[Exercise instructions]
Reproduce every line in the listing that contains the word "React".

[Material]
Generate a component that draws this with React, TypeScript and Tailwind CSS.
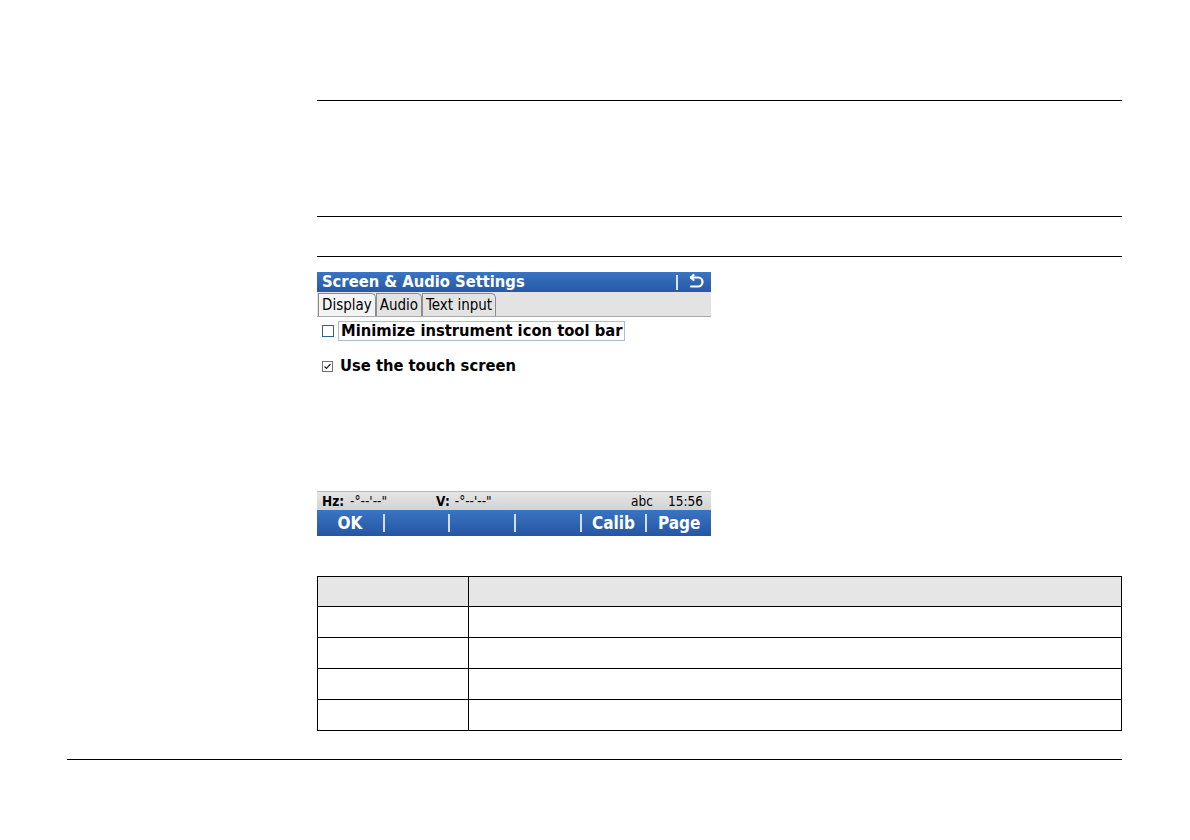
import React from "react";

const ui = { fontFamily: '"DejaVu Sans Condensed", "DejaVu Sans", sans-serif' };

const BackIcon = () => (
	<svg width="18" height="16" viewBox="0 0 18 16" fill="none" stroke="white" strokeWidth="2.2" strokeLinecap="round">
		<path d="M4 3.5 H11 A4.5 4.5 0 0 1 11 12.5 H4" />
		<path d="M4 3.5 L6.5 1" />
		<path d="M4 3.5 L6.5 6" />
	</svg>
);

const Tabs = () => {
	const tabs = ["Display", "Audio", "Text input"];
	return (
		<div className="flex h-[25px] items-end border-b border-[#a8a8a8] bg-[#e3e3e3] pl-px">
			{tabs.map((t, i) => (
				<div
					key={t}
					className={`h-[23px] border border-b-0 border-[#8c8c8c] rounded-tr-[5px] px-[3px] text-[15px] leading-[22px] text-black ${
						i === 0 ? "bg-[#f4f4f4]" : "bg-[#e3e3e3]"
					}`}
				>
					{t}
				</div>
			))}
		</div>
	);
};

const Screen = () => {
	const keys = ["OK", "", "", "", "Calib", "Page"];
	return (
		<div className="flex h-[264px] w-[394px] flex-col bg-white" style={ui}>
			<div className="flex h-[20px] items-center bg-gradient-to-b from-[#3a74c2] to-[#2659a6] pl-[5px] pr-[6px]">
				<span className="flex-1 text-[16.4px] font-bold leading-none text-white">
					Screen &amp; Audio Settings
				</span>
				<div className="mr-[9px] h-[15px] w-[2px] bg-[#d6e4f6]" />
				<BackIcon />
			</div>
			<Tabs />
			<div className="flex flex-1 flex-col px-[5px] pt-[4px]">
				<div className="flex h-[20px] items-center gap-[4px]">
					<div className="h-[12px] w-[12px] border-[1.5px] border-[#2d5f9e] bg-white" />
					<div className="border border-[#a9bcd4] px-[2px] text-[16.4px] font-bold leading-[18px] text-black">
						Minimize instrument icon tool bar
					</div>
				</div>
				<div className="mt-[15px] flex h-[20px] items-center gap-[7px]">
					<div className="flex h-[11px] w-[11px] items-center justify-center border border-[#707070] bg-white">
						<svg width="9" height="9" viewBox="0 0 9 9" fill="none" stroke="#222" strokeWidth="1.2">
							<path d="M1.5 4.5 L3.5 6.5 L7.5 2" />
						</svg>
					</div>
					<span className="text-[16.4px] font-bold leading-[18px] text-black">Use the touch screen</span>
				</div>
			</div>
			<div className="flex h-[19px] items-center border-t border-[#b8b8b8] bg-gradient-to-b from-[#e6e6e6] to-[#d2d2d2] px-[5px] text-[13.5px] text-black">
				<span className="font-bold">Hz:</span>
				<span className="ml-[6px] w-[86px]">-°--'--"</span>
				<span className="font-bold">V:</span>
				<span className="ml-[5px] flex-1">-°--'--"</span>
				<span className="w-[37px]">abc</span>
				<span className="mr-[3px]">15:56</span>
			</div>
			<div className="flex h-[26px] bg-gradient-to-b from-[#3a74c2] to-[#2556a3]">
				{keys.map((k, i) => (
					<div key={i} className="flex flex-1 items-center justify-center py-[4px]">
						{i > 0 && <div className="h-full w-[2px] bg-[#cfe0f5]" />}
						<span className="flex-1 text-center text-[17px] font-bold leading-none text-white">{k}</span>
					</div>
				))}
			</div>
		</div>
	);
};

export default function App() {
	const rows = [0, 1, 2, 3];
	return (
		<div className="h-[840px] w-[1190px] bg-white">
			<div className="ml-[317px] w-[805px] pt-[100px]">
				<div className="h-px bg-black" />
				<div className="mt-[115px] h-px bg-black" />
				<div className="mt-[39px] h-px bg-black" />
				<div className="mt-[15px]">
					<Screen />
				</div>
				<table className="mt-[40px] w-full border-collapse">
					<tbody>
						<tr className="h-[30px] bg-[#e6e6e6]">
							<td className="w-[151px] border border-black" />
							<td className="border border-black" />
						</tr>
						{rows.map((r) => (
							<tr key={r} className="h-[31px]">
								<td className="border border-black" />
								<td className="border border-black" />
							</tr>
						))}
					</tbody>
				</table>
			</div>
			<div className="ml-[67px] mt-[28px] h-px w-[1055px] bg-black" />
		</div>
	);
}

[Reply to the exercise]
Generate a component that draws this with React, TypeScript and Tailwind CSS.
import React from "react";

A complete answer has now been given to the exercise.